Was it really treason against the shah? That was the Safavid version, set down by court historians who served the victors. The Kurdish tradition, and the fuller history of the Bradost emirate, tells it differently: as the attempt of a Kurdish principality to keep its freedom between two empires. As so often, the epic preserves the memory of the defeated against the record of the victorious.

 

 

 

  • The Bradost Emirate and the Siege of Dimdim: the full history behind the epic

  • Feqiye Teyran: the poet credited with the first literary account of Dimdim

  • Mem u Zin: the Kurdish national epic Dimdim is ranked beside

  • Siyabend u Xece: another great epic of the dengbej tradition

  • The bayt: the genre of sung Kurdish narrative epic

  • Khan Lepzerin: the 'Golden Hand', hero of the epic

 

 

Frequently Asked Questions

 

 

What is Beyta Dimdim?

 

Beyta Dimdim is a Kurdish national epic, a sung bayt, based on the siege of Dimdim Castle in 1609 to 1610. It tells of Khan Lepzerin and the defenders who died rather than submit to the Safavids.

 

 

Who was Khan Lepzerin?

 

Amir Khan Lepzerin, the 'Khan of the Golden Hand', was the ruler of the Bradost emirate who rebuilt and defended Dimdim Castle.
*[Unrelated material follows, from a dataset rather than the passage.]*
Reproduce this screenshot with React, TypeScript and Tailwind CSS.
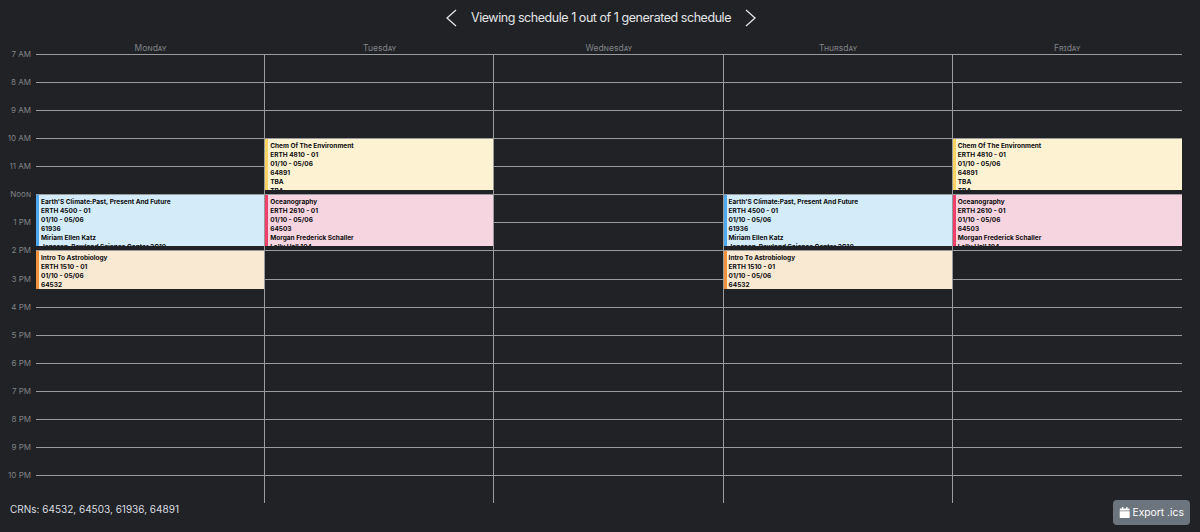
import { FaCalendar } from 'react-icons/fa'

const ROW_H = 28.07

const hours = ['7 AM', '8 AM', '9 AM', '10 AM', '11 AM', 'Noon', '1 PM', '2 PM', '3 PM', '4 PM', '5 PM', '6 PM', '7 PM', '8 PM', '9 PM', '10 PM']

type Course = {
  lines: string[]
  start: number
  height: number
  bg: string
}

const chem: Course = {
  lines: ['Chem Of The Environment', 'ERTH 4810 - 01', '01/10 - 05/06', '64891', 'TBA', 'TBA'],
  start: 10,
  height: 51,
  bg: 'bg-[#fdf3d3] border-[#fdd365]',
}
const ocean: Course = {
  lines: ['Oceanography', 'ERTH 2610 - 01', '01/10 - 05/06', '64503', 'Morgan Frederick Schaller', 'Lally Hall 104'],
  start: 12,
  height: 51,
  bg: 'bg-[#f7d5e0] border-[#ef3f6b]',
}
const climate: Course = {
  lines: ["Earth'S Climate:Past, Present And Future", 'ERTH 4500 - 01', '01/10 - 05/06', '61936', 'Miriam Ellen Katz', 'Jonsson-Rowland Science Center 2C10'],
  start: 12,
  height: 51,
  bg: 'bg-[#d4ecf9] border-[#4fa8ec]',
}
const astro: Course = {
  lines: ['Intro To Astrobiology', 'ERTH 1510 - 01', '01/10 - 05/06', '64532'],
  start: 14,
  height: 37.5,
  bg: 'bg-[#f9e8d2] border-[#f0913c]',
}

const days = [
  { name: 'Monday', courses: [climate, astro] },
  { name: 'Tuesday', courses: [chem, ocean] },
  { name: 'Wednesday', courses: [] },
  { name: 'Thursday', courses: [climate, astro] },
  { name: 'Friday', courses: [chem, ocean] },
]

function CourseBlock({ course }: { course: Course }) {
  return (
    <div
      className={`absolute left-0 right-0 overflow-hidden border-l-[3px] pl-[2px] pt-[3px] text-[6.5px] font-bold leading-[9px] text-[#0c0c0e] ${course.bg}`}
      style={{ top: (course.start - 7) * ROW_H + 0.6, height: course.height }}
    >
      {course.lines.map((line) => (
        <div key={line} className="whitespace-nowrap">{line}</div>
      ))}
    </div>
  )
}

export default function App() {
  return (
    <div className="h-[532px] w-[1200px] overflow-hidden bg-[#202226] font-['Inter',sans-serif]">
      <div className="flex h-[36px] items-center justify-center pl-[2px] text-[#e4e5e7]">
        <svg width="12" height="18" viewBox="0 0 12 18" fill="none" stroke="currentColor" strokeWidth="1.3">
          <path d="M11 1 L2 9 L11 17" />
        </svg>
        <span className="mx-[14px] text-[12.5px] tracking-[-0.45px]">Viewing schedule 1 out of 1 generated schedule</span>
        <svg width="12" height="18" viewBox="0 0 12 18" fill="none" stroke="currentColor" strokeWidth="1.3">
          <path d="M1 1 L10 9 L1 17" />
        </svg>
      </div>

      <div className="flex pl-[36px]">
        {days.map((day) => (
          <div key={day.name} className="flex h-[18px] w-[229.2px] items-end justify-center text-[8.5px] leading-[11px] text-[#808285] [font-variant:small-caps]">
            {day.name}
          </div>
        ))}
      </div>

      <div className="flex">
        <div className="w-[36px] shrink-0">
          {hours.map((h) => (
            <div key={h} className="relative h-[28.07px]">
              <span className="absolute right-[5px] top-[-6px] whitespace-nowrap text-[8px] leading-[12px] text-[#808285] [font-variant:small-caps]">
                {h}
              </span>
            </div>
          ))}
        </div>
        {days.map((day, i) => (
          <div key={day.name} className={`relative w-[229.2px] ${i < 4 ? 'border-r border-[#9a9b9d]' : ''}`}>
            {hours.map((h) => (
              <div key={h} className="h-[28.07px] border-t border-[#9a9b9d]" />
            ))}
            {day.courses.map((c) => (
              <CourseBlock key={c.lines[0]} course={c} />
            ))}
          </div>
        ))}
      </div>

      <div className="flex items-start justify-between px-[10px]">
        <span className="-mt-[1px] text-[10px] leading-[14px] text-[#dcdde0]">CRNs: 64532, 64503, 61936, 64891</span>
        <button className="flex h-[25px] w-[77px] -translate-y-[3px] items-center justify-center gap-[2px] rounded-[4px] bg-[#6c757d] text-[10.3px] text-white">
          <FaCalendar className="text-[11.4px]" />
          Export .ics
        </button>
      </div>
    </div>
  )
}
His name comes from the golden prosthetic he is said to have worn after losing a hand in battle.

 

 

Is Beyta Dimdim based on real events?

 

Yes. It is built on the well-documented siege of Dimdim Castle by the army of Shah Abbas I in 1609 to 1610, in which the Kurdish defenders were defeated and killed.

 

 

Why is Beyta Dimdim important to Kurds?

 

Because it embodies the ideal of dying free rather than submitting to foreign rule. It is regarded as a Kurdish national epic, second only to Mem u Zin.

 

 

In what languages is the epic told?

 

It is sung in both the Kurmanji and Sorani dialects of Kurdish and also exists in Armenian, as well as in later written versions, novels and plays.